We should behave more tactfully, and not emotionally drain the people around us.
I know folks who are in a constant state of crisis.
They’re pretty much oblivious to the happenings of the rest of the world.
They’re too busy ruminating and using others as emotional punching bags to air out their endless “problems.”
Unless you’re paying the other person, they shouldn’t be subjected to your never-ending drama–it’s stressful, it’s draining, and it’s a turnoff.
Don’t overstay your welcome.
6) They make jokes at the expense of others
Generally speaking, as humans, we tend to want to be around people who uplift and inspire us.
So if you’re constantly poking fun, sarcastically teasing, or making distasteful jokes about others, this is bound to disenchant some people.
When the quips become frequent enough, people will begin to find your presence tiring, your energy too bleak and pessimistic to be around for lengthy periods–and they may even end up avoiding you.
We all love a laugh, but when it consistently comes at the expense of undeserving targets, expect your interactions to suffer.
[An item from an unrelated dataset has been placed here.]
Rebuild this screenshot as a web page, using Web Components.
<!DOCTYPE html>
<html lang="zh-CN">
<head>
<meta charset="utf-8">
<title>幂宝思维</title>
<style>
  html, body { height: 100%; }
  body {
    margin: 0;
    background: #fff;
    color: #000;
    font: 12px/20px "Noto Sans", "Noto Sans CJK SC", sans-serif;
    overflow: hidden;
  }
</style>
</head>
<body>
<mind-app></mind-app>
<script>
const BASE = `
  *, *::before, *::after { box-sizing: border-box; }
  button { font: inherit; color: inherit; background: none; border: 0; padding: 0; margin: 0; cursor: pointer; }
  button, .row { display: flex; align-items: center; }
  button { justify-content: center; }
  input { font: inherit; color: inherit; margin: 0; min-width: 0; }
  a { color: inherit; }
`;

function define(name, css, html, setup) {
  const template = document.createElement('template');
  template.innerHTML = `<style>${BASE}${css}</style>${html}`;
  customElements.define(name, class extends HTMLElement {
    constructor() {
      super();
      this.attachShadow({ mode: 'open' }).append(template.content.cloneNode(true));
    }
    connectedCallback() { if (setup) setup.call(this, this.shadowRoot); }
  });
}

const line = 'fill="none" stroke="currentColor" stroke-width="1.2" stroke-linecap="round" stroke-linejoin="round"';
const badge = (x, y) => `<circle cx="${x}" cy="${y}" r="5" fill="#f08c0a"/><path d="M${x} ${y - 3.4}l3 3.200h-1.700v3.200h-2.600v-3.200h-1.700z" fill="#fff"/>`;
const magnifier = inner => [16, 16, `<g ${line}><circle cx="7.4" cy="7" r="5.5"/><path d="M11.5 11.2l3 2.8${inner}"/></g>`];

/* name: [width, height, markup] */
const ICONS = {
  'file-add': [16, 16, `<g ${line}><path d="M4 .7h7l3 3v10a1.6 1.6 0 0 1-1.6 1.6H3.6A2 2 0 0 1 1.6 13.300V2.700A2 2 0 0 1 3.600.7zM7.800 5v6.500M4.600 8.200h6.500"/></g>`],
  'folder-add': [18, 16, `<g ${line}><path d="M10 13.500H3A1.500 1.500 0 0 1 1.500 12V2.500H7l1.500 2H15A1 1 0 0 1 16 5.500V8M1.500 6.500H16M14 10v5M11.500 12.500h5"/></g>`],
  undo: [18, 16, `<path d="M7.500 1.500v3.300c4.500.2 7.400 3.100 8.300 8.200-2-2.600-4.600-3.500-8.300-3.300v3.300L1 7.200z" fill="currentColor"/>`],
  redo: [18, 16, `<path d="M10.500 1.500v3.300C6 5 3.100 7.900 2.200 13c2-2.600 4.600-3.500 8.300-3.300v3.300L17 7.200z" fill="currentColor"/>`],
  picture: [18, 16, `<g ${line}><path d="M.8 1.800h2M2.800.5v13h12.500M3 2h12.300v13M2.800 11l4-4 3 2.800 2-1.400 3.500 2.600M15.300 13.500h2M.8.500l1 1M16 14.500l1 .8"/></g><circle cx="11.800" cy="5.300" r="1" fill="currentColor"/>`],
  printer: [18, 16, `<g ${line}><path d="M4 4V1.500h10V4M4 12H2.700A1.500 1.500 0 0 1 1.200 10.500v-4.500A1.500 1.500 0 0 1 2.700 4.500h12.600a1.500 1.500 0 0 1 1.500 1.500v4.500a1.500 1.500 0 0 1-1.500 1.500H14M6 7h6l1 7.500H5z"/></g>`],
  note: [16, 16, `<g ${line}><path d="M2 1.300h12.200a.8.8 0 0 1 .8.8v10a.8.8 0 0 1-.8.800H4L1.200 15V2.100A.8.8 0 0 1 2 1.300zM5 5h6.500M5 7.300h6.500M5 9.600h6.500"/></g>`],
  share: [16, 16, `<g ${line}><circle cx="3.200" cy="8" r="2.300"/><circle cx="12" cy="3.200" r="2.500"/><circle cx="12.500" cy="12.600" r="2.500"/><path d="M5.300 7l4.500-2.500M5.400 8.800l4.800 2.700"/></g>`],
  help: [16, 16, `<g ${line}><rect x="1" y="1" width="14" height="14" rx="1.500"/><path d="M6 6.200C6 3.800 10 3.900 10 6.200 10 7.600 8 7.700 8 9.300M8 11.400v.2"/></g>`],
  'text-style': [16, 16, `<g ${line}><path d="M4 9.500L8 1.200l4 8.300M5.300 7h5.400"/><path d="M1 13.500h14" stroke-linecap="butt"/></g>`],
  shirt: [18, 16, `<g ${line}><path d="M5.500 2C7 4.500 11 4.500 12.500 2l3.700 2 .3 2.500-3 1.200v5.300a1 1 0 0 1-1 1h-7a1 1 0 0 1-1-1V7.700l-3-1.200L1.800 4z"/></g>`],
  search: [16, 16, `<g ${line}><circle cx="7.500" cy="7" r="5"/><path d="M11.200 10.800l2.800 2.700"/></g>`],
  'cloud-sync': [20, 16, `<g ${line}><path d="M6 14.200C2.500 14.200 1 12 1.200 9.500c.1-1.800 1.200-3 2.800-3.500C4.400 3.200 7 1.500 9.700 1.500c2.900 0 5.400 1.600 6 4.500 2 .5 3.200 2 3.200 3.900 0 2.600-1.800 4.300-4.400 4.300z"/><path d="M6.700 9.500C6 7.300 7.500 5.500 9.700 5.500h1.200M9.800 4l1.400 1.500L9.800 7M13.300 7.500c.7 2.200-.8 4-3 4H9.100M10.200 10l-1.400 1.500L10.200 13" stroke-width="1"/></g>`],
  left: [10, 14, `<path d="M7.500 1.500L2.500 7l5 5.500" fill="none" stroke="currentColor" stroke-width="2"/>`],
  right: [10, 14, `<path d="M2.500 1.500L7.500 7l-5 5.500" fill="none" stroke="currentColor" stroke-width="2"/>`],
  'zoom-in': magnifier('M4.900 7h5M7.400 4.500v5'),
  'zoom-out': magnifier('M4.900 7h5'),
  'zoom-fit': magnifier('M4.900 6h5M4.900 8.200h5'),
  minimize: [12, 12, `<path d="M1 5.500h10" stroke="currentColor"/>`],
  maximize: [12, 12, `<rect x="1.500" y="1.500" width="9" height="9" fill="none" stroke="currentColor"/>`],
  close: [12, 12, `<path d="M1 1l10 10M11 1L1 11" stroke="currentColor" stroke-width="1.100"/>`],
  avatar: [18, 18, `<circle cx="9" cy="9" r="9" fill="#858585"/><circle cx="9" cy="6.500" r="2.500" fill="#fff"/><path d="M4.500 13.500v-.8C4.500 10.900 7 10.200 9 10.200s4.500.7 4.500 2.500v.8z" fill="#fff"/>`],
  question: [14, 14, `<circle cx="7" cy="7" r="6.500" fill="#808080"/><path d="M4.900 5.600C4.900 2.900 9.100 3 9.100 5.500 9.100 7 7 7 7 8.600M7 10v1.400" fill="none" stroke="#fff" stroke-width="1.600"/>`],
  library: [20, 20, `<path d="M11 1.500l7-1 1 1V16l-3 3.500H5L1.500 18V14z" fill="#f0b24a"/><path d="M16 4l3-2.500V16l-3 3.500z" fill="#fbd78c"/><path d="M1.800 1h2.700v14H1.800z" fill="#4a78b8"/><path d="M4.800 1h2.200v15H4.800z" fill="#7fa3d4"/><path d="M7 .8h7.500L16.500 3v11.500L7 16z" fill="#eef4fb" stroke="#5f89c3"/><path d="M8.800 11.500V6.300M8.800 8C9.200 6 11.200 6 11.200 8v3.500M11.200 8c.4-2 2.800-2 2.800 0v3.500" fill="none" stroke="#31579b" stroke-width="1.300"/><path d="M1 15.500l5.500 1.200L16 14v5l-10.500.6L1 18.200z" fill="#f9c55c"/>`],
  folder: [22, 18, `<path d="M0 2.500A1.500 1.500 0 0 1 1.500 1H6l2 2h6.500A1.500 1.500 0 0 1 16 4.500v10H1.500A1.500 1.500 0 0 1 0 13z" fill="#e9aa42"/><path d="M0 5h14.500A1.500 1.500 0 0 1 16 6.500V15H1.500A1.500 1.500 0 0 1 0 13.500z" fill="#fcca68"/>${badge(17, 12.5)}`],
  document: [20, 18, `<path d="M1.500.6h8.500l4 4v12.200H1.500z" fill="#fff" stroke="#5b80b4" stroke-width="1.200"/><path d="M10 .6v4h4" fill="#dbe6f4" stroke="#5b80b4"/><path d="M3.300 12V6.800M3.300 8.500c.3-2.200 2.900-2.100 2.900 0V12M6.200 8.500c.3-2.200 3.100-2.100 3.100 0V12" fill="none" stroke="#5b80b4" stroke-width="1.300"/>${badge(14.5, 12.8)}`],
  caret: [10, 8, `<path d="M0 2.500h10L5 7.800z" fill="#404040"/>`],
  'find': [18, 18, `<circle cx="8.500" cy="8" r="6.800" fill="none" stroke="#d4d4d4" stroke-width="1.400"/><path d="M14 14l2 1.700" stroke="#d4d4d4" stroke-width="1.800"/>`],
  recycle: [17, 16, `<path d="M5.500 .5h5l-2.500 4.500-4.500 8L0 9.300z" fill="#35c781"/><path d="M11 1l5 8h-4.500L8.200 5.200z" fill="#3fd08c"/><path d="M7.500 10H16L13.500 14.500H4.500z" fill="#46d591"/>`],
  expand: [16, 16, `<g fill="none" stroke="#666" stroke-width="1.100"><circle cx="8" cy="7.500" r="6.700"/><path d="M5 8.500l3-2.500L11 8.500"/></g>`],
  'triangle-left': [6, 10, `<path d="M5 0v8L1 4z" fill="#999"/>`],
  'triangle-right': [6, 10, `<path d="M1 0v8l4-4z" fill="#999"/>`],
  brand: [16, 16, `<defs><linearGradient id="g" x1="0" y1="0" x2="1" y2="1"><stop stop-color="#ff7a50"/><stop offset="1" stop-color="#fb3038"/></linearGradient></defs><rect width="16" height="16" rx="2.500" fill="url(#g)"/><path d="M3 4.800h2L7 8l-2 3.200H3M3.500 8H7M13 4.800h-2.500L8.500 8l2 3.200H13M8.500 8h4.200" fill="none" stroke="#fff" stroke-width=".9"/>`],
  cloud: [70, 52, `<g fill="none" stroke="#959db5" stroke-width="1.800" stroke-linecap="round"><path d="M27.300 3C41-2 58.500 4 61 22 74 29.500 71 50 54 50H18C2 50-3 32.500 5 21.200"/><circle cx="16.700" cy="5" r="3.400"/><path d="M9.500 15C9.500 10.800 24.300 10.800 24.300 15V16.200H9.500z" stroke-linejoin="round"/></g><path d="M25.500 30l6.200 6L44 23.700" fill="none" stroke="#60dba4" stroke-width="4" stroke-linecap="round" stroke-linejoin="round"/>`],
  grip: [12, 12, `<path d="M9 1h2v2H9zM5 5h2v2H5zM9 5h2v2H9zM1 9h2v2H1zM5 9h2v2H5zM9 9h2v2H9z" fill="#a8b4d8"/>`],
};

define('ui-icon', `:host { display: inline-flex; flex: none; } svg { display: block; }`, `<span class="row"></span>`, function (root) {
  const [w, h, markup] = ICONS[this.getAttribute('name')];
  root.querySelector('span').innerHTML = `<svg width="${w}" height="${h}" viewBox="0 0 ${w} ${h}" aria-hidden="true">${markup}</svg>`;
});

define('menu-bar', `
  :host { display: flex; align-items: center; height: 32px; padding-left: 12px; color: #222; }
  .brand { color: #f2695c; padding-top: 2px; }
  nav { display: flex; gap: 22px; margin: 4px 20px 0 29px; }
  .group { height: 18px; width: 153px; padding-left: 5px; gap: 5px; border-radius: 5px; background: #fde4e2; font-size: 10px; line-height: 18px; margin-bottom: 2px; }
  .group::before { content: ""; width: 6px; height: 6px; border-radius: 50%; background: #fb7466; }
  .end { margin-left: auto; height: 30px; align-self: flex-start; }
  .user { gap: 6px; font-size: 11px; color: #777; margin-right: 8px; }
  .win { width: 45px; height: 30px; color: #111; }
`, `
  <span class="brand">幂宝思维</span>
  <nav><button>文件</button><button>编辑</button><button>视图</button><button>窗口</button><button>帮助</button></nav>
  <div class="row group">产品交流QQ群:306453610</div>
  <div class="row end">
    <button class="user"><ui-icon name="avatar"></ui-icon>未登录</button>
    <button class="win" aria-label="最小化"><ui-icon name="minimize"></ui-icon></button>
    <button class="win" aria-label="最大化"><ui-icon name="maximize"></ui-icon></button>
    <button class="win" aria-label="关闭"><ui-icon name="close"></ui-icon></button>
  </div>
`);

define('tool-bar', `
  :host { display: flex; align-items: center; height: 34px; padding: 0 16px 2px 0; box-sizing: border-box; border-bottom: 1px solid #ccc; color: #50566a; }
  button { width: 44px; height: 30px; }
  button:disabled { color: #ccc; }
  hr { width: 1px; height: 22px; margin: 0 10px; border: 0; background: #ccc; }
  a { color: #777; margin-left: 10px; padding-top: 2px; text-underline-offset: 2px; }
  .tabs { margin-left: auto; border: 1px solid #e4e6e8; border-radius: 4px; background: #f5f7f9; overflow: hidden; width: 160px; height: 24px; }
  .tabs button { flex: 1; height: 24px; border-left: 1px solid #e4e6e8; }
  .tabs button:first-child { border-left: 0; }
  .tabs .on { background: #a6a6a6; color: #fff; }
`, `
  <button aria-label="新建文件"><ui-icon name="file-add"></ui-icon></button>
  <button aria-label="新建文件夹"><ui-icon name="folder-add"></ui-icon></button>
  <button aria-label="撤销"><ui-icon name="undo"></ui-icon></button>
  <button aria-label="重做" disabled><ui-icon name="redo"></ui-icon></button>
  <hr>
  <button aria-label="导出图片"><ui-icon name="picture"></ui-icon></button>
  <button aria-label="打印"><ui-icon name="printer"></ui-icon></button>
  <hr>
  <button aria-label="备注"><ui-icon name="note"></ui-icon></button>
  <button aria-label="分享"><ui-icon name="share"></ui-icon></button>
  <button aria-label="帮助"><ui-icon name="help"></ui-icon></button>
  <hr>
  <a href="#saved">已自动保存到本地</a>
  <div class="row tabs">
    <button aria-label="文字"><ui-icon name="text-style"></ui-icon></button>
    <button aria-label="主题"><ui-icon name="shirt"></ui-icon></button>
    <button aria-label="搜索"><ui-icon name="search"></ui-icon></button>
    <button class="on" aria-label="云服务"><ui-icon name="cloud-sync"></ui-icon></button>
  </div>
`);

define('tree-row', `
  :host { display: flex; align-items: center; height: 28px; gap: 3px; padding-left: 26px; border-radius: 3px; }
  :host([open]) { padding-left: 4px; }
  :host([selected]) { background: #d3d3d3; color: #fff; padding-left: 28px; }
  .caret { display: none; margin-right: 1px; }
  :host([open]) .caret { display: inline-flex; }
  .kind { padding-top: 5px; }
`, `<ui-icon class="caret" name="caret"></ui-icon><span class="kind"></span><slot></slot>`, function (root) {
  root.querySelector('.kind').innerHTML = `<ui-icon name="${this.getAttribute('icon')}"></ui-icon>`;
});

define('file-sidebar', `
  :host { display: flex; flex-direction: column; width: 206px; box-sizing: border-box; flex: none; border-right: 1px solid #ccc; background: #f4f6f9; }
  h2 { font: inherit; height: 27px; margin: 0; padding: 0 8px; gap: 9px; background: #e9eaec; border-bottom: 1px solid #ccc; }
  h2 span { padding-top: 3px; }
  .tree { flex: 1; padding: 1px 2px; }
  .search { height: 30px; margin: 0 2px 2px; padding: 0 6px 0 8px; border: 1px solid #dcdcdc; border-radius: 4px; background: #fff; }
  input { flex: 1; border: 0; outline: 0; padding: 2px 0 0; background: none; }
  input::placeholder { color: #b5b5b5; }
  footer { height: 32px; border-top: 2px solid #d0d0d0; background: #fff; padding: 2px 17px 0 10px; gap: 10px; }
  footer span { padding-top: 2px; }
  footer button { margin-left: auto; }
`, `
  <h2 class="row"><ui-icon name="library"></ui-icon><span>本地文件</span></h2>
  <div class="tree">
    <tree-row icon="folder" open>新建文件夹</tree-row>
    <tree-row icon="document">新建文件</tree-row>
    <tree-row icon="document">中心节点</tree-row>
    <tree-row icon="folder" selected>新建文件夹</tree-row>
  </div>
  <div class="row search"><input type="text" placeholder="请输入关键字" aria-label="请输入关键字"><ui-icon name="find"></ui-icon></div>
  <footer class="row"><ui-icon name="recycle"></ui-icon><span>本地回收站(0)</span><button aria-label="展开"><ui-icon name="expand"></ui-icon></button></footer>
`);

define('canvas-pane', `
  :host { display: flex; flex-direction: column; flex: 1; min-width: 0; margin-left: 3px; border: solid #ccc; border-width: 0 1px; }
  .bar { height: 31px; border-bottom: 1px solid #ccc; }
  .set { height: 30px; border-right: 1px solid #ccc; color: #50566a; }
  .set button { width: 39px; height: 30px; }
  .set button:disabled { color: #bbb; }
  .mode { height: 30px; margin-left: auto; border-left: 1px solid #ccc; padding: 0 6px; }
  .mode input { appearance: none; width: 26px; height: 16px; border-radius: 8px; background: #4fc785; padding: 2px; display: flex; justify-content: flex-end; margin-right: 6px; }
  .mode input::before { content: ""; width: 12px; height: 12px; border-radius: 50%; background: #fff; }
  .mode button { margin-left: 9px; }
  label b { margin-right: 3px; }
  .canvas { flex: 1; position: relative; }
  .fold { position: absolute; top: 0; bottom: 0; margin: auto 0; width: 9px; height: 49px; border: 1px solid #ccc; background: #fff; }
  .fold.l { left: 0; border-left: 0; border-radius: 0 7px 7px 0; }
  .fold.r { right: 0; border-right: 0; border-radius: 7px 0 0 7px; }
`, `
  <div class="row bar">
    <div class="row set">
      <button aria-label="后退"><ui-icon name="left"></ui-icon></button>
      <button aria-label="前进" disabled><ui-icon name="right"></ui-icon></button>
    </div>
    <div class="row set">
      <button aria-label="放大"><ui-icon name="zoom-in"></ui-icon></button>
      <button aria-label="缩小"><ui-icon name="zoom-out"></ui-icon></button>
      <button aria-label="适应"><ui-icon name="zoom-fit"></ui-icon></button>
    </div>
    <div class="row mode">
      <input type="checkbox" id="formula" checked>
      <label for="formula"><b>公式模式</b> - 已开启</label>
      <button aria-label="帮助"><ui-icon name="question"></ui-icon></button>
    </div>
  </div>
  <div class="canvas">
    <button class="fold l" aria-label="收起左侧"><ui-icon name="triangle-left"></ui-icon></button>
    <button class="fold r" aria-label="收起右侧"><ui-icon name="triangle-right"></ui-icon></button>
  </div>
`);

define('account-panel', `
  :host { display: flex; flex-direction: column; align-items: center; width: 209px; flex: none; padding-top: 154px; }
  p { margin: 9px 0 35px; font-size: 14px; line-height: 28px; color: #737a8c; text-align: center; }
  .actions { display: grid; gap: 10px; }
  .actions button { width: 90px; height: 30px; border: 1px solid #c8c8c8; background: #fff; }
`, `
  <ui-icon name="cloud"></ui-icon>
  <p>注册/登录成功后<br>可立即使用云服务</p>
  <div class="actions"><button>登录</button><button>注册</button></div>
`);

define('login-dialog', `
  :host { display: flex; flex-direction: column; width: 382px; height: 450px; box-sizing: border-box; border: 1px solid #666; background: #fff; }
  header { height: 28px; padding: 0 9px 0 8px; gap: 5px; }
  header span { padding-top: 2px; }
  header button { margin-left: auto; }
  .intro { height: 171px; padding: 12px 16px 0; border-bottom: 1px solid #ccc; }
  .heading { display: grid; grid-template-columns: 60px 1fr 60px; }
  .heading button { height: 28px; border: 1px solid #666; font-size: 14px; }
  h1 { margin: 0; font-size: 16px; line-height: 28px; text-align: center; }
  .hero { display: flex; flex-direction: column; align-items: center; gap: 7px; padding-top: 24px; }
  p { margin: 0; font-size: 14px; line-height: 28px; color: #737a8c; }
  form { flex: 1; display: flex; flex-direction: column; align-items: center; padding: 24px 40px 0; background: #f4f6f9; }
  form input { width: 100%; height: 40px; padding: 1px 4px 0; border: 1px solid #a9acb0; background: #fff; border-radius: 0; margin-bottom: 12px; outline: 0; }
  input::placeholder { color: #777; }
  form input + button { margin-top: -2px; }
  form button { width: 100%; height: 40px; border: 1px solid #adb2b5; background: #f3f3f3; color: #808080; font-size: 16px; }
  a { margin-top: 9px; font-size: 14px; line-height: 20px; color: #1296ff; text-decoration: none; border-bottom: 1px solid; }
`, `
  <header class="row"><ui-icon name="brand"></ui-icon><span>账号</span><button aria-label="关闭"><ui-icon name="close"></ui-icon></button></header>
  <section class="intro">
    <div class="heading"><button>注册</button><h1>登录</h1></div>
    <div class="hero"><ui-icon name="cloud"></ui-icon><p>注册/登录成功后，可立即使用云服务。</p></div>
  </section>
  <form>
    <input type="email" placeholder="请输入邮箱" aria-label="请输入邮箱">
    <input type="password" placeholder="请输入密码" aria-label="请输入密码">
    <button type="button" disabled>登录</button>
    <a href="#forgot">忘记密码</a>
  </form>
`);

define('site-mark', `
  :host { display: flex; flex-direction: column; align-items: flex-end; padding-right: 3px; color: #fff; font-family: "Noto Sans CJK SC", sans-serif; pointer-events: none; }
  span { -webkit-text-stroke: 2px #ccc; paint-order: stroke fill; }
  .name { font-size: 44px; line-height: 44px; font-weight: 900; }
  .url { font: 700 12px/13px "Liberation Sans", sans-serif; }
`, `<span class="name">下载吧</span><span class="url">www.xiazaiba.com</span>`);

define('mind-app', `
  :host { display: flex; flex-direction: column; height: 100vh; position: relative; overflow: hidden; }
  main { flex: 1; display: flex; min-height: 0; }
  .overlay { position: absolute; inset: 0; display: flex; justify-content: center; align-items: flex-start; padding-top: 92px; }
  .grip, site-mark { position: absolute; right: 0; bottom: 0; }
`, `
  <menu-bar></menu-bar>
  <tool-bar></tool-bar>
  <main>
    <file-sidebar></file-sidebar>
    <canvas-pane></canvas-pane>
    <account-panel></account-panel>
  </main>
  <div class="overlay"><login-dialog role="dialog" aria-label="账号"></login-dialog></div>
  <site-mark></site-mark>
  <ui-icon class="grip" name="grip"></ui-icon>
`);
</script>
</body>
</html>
7) They don’t often express gratitude or acknowledgment
I was waiting for my luggage at the airport the other day when I noticed the woman beside me struggling to lift her bags off the conveyor belt.
So naturally, I stepped in and grabbed her two gigantic Samsonite suitcases, placing them as gently as I could on her trolley.
Rather than thanking me for the act of courtesy, she just looked at me blankly and walked away, baggage in tow.
It may sound like a minor infraction, and maybe it was, but the lack of gratitude and acknowledgment boggled me.
If someone did the same to me, I’d be extremely grateful and let them know.
The latter is just common decency.
If people have done you a favor in the past and you’ve neglected to recognize those efforts, trust me, they’ll remember–in certain cases, they’ll even permanently blacklist you as rude.
Moral of the story? A simple, yet meaningful ‘thank you’ can definitely go a long way.
Nobody’s perfect. If you’ve been guilty of the above behaviors, don’t overthink it. You’re human.
Like anything in life, what matters at the end of the day is how you respond.
If you show a willingness to change and adapt knowing what you do now, then that speaks to the quality of your character.
Once you make the shift, you can fully expect your relationships to thrive and for more doors in life to open.